I used to love to go to the roller skating rink on the weekends. There was nothing I didn’t love; free skate, races, couples skate, reverse skate, the red light/green light game. My very favorite, though, was the limbo game. I was good at it, I could bend way down low and glide right under the bamboo stick even at the lowest setting. There was a trick to winning limbo on roller skates; you needed good forward motion, you had to be flexible, have a good sense of balance, and a certain amount of strength, and courage. You had to have the courage to try again and again as the bamboo pole was lowered, inch by inch, turn by turn.  All of this was accomplished with lots and lots of practice, week after week.

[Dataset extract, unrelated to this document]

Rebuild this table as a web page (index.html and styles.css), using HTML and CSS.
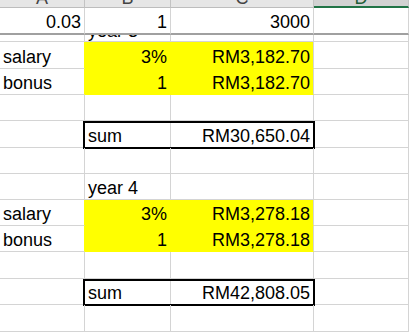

Is limbo, in life, really any different than limbo at the roller skating rink? I don’t think so. And since we are in a constant state of limbo, in life, doesn’t it make sense to approach it happily, like a game, instead of like the verge of hell?

To win at limbo at the roller rink, first of all, you need to be skating. Forward. You need to be in motion, to have momentum. So, too, in life. To make progress in one phase and move onto the next, you need to be in motion, to be moving forward, with momentum. With intention. With deliberation. Nothing ever gets better that stays the same. Motion is critical, in life, in limbo.

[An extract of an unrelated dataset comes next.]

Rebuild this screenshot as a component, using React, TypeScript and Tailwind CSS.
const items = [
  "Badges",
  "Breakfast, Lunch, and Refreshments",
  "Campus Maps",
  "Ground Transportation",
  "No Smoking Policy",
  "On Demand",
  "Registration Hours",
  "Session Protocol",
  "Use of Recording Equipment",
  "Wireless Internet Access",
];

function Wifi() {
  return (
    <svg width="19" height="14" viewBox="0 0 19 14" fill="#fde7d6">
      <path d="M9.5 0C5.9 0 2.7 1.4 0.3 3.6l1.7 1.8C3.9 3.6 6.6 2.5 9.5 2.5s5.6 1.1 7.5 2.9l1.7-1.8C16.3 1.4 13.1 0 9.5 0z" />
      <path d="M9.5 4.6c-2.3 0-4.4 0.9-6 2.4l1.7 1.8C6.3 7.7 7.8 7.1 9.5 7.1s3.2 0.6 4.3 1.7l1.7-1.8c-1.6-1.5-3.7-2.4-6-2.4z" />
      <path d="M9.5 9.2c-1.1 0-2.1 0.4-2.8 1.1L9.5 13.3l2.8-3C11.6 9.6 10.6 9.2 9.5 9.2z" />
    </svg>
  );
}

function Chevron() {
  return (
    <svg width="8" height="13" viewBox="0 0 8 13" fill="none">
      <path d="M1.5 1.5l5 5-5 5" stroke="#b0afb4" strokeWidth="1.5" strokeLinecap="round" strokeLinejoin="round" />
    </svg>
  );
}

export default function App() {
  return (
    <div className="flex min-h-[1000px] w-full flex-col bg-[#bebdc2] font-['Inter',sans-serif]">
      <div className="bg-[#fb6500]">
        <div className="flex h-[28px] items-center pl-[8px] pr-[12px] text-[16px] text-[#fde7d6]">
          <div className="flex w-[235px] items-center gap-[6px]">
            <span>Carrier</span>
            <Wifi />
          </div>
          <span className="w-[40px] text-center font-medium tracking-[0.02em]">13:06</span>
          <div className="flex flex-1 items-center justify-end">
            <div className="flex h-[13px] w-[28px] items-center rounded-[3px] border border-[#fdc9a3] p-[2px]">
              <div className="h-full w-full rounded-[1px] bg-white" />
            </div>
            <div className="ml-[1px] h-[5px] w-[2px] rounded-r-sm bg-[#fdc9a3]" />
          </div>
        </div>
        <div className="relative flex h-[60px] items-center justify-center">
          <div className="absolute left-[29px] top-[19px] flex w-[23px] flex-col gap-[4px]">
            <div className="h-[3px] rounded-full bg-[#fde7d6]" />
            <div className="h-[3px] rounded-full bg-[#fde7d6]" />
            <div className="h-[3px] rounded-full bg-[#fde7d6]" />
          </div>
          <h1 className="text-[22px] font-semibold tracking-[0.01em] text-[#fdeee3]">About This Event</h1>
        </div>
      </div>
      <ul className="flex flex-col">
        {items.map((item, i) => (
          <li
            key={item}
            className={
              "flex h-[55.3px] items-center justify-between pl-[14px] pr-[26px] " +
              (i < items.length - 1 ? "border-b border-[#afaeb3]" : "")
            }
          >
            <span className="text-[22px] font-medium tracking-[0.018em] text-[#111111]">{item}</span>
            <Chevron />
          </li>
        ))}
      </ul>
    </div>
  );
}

Skating under a bamboo pole, set at increasingly lower intervals, is tricky. In addition to actually moving forward, you need to be flexible enough to crouch under the pole. So, too, in life, when we’re in limbo, we need to have significant flexibility. To change, to evolve, to progress, to move, from one set of circumstances on to the desired set of circumstances almost always requires some sort of compromise, some sort of change of plans. The more flexible we are, the more adaptable we are, the more creative we are, the easier it is to find a workable solution to anything we encounter. Rigidity, inflexibility and stubbornness usually result in a lack of progress, stalemate, delay, anger, and frustration. Openness, a willingness to consider a number of possible solutions will often get us through limbo more successfully.

Strength and balance, both, are crucial to successfully skating beneath that bamboo pole. As well in life. We need to have the strength to see things through, no matter how difficult. We must have balance, the ability to focus on the right things, at the right time, to make the desired progress.  Those who fell as they tried to skate beneath the pole lacked either strength, or balance, or both. Those who falter in life often lack the strength and balance to progress as desired.

Life, like limbo, requires courage. Life is not for the meek, the timid or the weak at heart. Without courage, life is merely an existence. To face and overcome obstacles, challenges, and problems, to achieve goals and realize our dreams, to evolve into the people we deserve to be, requires a great deal of courage. Daily, we must face our fears and press on, lest we remain in limbo, never realizing anything close to our potential, always existing on the edge, the verge, the boundary.

And none of this is possible without practice. No one ever gets everything right, in fact, we almost always get it wrong a few times before we do get it right. The first time you roller skate towards the limbo pole, you’re probably going to fall, or knock the pole off the stand, how sad to give up then and there. Play the next round and the next and the next until you develop the skill to skate beneath the pole. With each and every obstacle in life that puts us in limbo, we need to approach it, and if needed, approach it again and again, until we figure out how to get past it. With each success will come a new challenge, and with practice, each challenge will become easier to skate under! With practice, we develop the right motion, the balance, the strength and the courage to succeed, in the game and in life.

So lace up your skates and enjoy your day at the rink and when you hear the limbo song begin, get ready to play!